Nvidia's NTC flips the script by replacing those rigid block-based methods with small, specialized neural networks trained specifically on the game's own texture sets and materials. These networks learn the unique patterns of each texel (the fundamental pixel unit in a texture map), and reconstruct them in real time using the GPU's Tensor Cores, the same hardware accelerators that power features like DLSS.
The magic lies in how NTC is designed for efficiency and fidelity.
Unlike generative AI that might hallucinate details, NTC is a highly targeted compressor: the neural network is optimized per material during a preprocessing step, encoding the full texture and mipmap chain into a compact latent representation.
At runtime, it offers two main inference modes. "Inference on Load" transcodes the compressed data into standard BCn format once loaded into VRAM, providing solid savings with minimal ongoing overhead. But the real innovation comes from "Inference on Sample," where decompression happens dynamically per texture sample during shading.
This mode delivers the full 85%, or even up to 8x, VRAM reduction because the GPU never stores the full uncompressed data at all.
In benchmarks, this approach not only slashed memory usage dramatically but also produced images closer to the high-quality reference than BCn equivalents at the same footprint.
Accompanying NTC in Nvidia's neural rendering toolkit is Neural Materials, a complementary technique that takes things even further.
Traditional physically based rendering often relies on a stack of up to 19 separate texture channels (albedo, normals, roughness, displacement, and more) to define how light interacts with a surface. Neural Materials compresses this down to as few as eight channels, then lets a tiny neural network evaluate the material properties on the fly.
In the same 1080p Tuscan Villa demo, this yielded rendering speedups ranging from 1.4x to a staggering 7.7x with zero quality compromise, freeing up not just memory but also compute resources for more complex scenes.
Together, these technologies address the pipeline at its roots rather than just slapping an upscaler on the final output like DLSS.
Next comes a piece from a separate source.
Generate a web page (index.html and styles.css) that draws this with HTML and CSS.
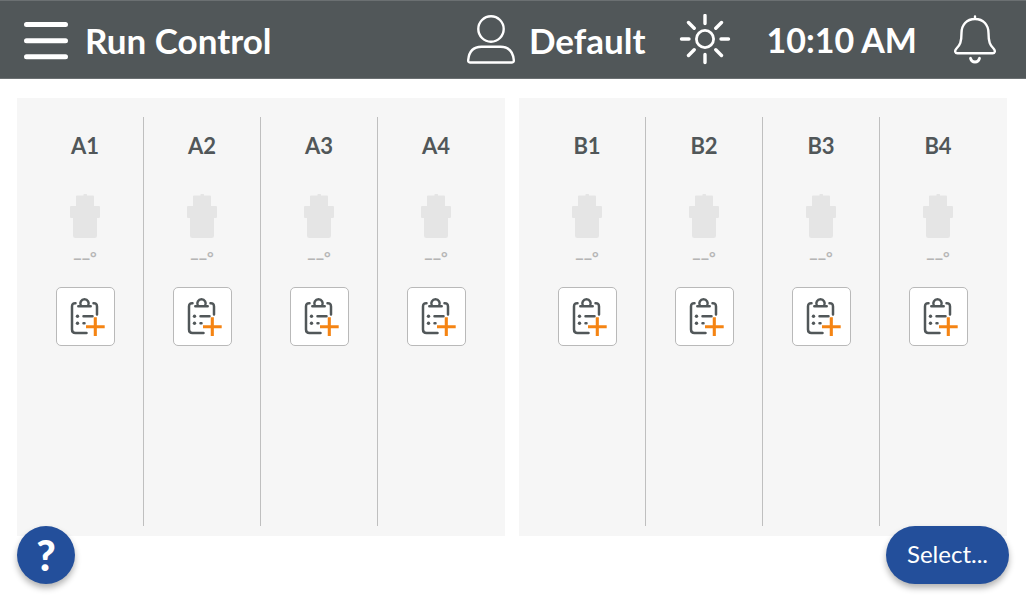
FILE: index.html
```html
<!DOCTYPE html>
<html lang="en">
<head>
<meta charset="utf-8">
<meta name="viewport" content="width=device-width, initial-scale=1">
<title>Run Control</title>
<link rel="stylesheet" href="styles.css">
<script src="app.js" defer></script>
</head>
<body>
<svg class="symbols" aria-hidden="true">
  <symbol id="vessel" viewBox="0 0 32 46">
    <path d="M14.500 2.500V1.500Q14.500 1 15 1H17.500Q18 1 18 1.500V2.500H24Q25 2.500 25 3.500V13H30Q31 13 31 14V24Q31 25 30 25H28V42.500Q28 45 25.500 45H6.500Q4 45 4 42.500V25H2Q1 25 1 24V14Q1 13 2 13H7V3.500Q7 2.500 8 2.500Z" fill="#e5e5e5"/>
  </symbol>
  <symbol id="clipboard" viewBox="0 0 42 42">
    <g fill="none" stroke="#515759" stroke-width="2.500" stroke-linecap="round">
      <path d="M11.500 7.200Q8 7 8 10.500V33.500Q8 37 11.500 37H22.500M29.500 7.200Q33 7 33 10.500V18.500"/>
      <path d="M14.300 10.200H26.700M16.800 9.500A4.200 4.200 0 1 1 24.200 9.500"/>
      <path d="M19.500 20.200H28.500M19.500 27.200H20.500"/>
    </g>
    <circle cx="13.500" cy="20.200" r="1.700" fill="#515759"/>
    <circle cx="13.500" cy="27.200" r="1.700" fill="#515759"/>
    <path d="M31.300 21.300V40M22 30.700H40.700" stroke="#f58413" stroke-width="3.100" fill="none"/>
  </symbol>
</svg>
<header class="topbar">
  <button class="icon-button menu" type="button" aria-label="Menu">
    <svg width="46" height="40" viewBox="0 0 46 40" stroke="#fff" stroke-width="5" stroke-linecap="round"><path d="M3.500 4.500H42.500M3.500 20.800H42.500M3.500 36.800H42.500"/></svg>
  </button>
  <h1 class="title">Run Control</h1>
  <button class="user" type="button">
    <svg width="50" height="50" viewBox="0 0 50 50" fill="none" stroke="#fff" stroke-width="2.400"><circle cx="25" cy="14" r="12.700"/><path d="M4 47.500Q2 47.500 2.200 45Q3.500 31.800 15.500 31.800H34.500Q46.500 31.800 47.800 45Q48 47.500 46 47.500Z" stroke-linejoin="round"/></svg>
    <span>Default</span>
  </button>
  <button class="icon-button sun" type="button" aria-label="Brightness">
    <svg width="52" height="52" viewBox="0 0 52 52" fill="none" stroke="#fff" stroke-linecap="round"><circle cx="26" cy="25" r="8.600" stroke-width="2.800"/><path stroke-width="3.400" d="M26 1.500V9.500M26 40.500V48.500M2.500 25H10M42 25H49.500M9.500 8.500L15.200 14.200M36.800 35.800L42.500 41.500M9.500 41.500L15.200 35.800M36.800 14.200L42.500 8.500"/></svg>
  </button>
  <time class="clock">10:10 AM</time>
  <button class="icon-button bell" type="button" aria-label="Notifications">
    <svg width="42" height="50" viewBox="0 0 42 50" fill="none" stroke="#fff" stroke-width="2.400" stroke-linecap="round" stroke-linejoin="round"><path d="M21 1.500V4M21 4C12.500 4 7.500 10 7.500 18C7.500 27 6 30 2.500 33.500C0 36.300 1.500 38.300 3.300 38.300H38.700C40.500 38.300 42 36.300 39.500 33.500C36 30 34.500 27 34.500 18C34.500 10 29.500 4 21 4Z"/><path d="M16.500 43.300Q17.500 47 21 47T25.500 43.300" stroke-width="2.800"/></svg>
  </button>
</header>
<main class="banks">
  <section class="bank" data-bank="A" aria-label="Bank A"></section>
  <section class="bank" data-bank="B" aria-label="Bank B"></section>
</main>
<footer class="actions">
  <button class="help" type="button" aria-label="Help">?</button>
  <button class="select" type="button">Select...</button>
</footer>
</body>
</html>
```
FILE: styles.css
```css
* {
  box-sizing: border-box;
}

body {
  margin: 0;
  min-height: 100vh;
  display: flex;
  flex-direction: column;
  position: relative;
  background: #fff;
  color: #515759;
  font-family: Lato, "Liberation Sans", sans-serif;
}

button {
  font: inherit;
  color: inherit;
  padding: 0;
  border: 0;
  background: none;
  cursor: pointer;
}

svg {
  display: block;
  flex: none;
}

.symbols {
  position: absolute;
  width: 0;
  height: 0;
}

.topbar {
  display: flex;
  align-items: center;
  padding: 0 30px 0 23px;
  height: 79px;
  border-top: 1px solid #6b7072;
  border-bottom: 1px solid #6b7072;
  background: #515759;
  color: #fff;
  font-size: 35px;
  font-weight: 700;
  line-height: 48px;
  white-space: nowrap;
}

.title {
  margin: 0 auto 0 16px;
  font-size: inherit;
}

.user {
  display: flex;
  align-items: center;
  gap: 13px;
}

.sun {
  margin: 0 35px 0 34px;
}

.clock {
  font-size: 34px;
}

.bell {
  margin-left: 37px;
}

.banks {
  flex: 1;
  display: grid;
  grid-template-columns: 1fr 1fr;
  gap: 14px;
  padding: 19px 19px 64px 17px;
}

.bank {
  display: grid;
  grid-template-columns: repeat(4, 1fr);
  padding: 19px 10px 10px;
  background: #f6f6f6;
}

.position {
  display: flex;
  flex-direction: column;
  align-items: center;
  padding-top: 17px;
  border-right: 1px solid #bfbfbf;
}

.position:last-child {
  border-color: transparent;
}

.name {
  margin: 0 0 35px;
  font-size: 22px;
  font-weight: 700;
  line-height: 24px;
}

.temperature {
  display: flex;
  margin: 6px 0 22px;
  height: 20px;
  color: #b5b5b5;
  font-size: 18px;
  font-weight: 700;
  line-height: 10px;
}

.temperature sup {
  font-size: 16px;
  line-height: 24px;
}

.assign {
  display: grid;
  place-items: center;
  width: 59px;
  height: 59px;
  border: 1px solid #b9b9b9;
  border-radius: 5px;
  background: #fff;
}

.actions {
  position: absolute;
  right: 17px;
  bottom: 16px;
  left: 17px;
  display: flex;
  justify-content: space-between;
}

.help,
.select {
  height: 58px;
  border-radius: 29px;
  background: #234f9b;
  color: #fff;
  box-shadow: 0 4px 6px rgba(0, 0, 0, 0.3);
}

.help {
  width: 58px;
  font-size: 42px;
  font-weight: 900;
}

.select {
  padding: 0 21px 3px;
  font-size: 24px;
}
```
FILE: app.js
```js
document.querySelectorAll(".bank").forEach((bank) => {
  for (let i = 1; i <= 4; i++) {
    const name = bank.dataset.bank + i;
    bank.insertAdjacentHTML("beforeend", `
      <article class="position">
        <h2 class="name">${name}</h2>
        <svg width="32" height="46"><use href="#vessel"/></svg>
        <div class="temperature"><span>__</span><sup>°</sup></div>
        <button class="assign" type="button" aria-label="Assign protocol to ${name}">
          <svg width="42" height="42"><use href="#clipboard"/></svg>
        </button>
      </article>`);
  }
});
```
The result? Smaller game install sizes. Since textures often make up the bulk of a 100 GB title, so slashing them could drop that to a fraction. And in return, gamers are greeted with lighter patches, reduced download times, and the headroom to stuff even more high-fidelity assets into existing hardware without forcing players to upgrade their GPUs prematurely.
Of course, no breakthrough comes without trade-offs, though the overhead here appears remarkably light.
Early independent benchmarks on RTX 50-series cards, including the 5070, show a modest 18% performance hit in some cases when running full inference-on-sample mode at 1080p, largely because it leverages Tensor Cores that might otherwise sit idle. But in many scenarios, the reduced memory traffic actually leads to net gains, and pairing it with DLSS can mask any minor costs.
Nvidia has made the RTX Neural Texture Compression SDK available now via GitHub as part of the broader RTX Kit, complete with tools for developers to integrate it into engines supporting Shader Model 6 and beyond.
It's not locked to Nvidia hardware.
While other concepts exist, like Intel with its Texture Set Neural Compression and by AMD, while Microsoft's DirectX Cooperative Vectors standard aims to make these neural techniques cross-vendor friendly, NTC is particularly unique because of its quiet revolution in how people think about AI in games.
While flashy upscalers grab headlines, this is AI doing the unglamorous but vital work of optimization: shrinking assets, accelerating shading, and unlocking greater complexity without dictating artistic vision.
Game creators retain full control over the look and feel; the neural nets simply store and reconstruct their work more intelligently.
NTC is more about smarter, leaner data handling that makes every byte and every cycle count. In a world where VRAM hunger shows no signs of slowing, NTC feels less like a gimmick and more like the practical evolution gaming desperately needs.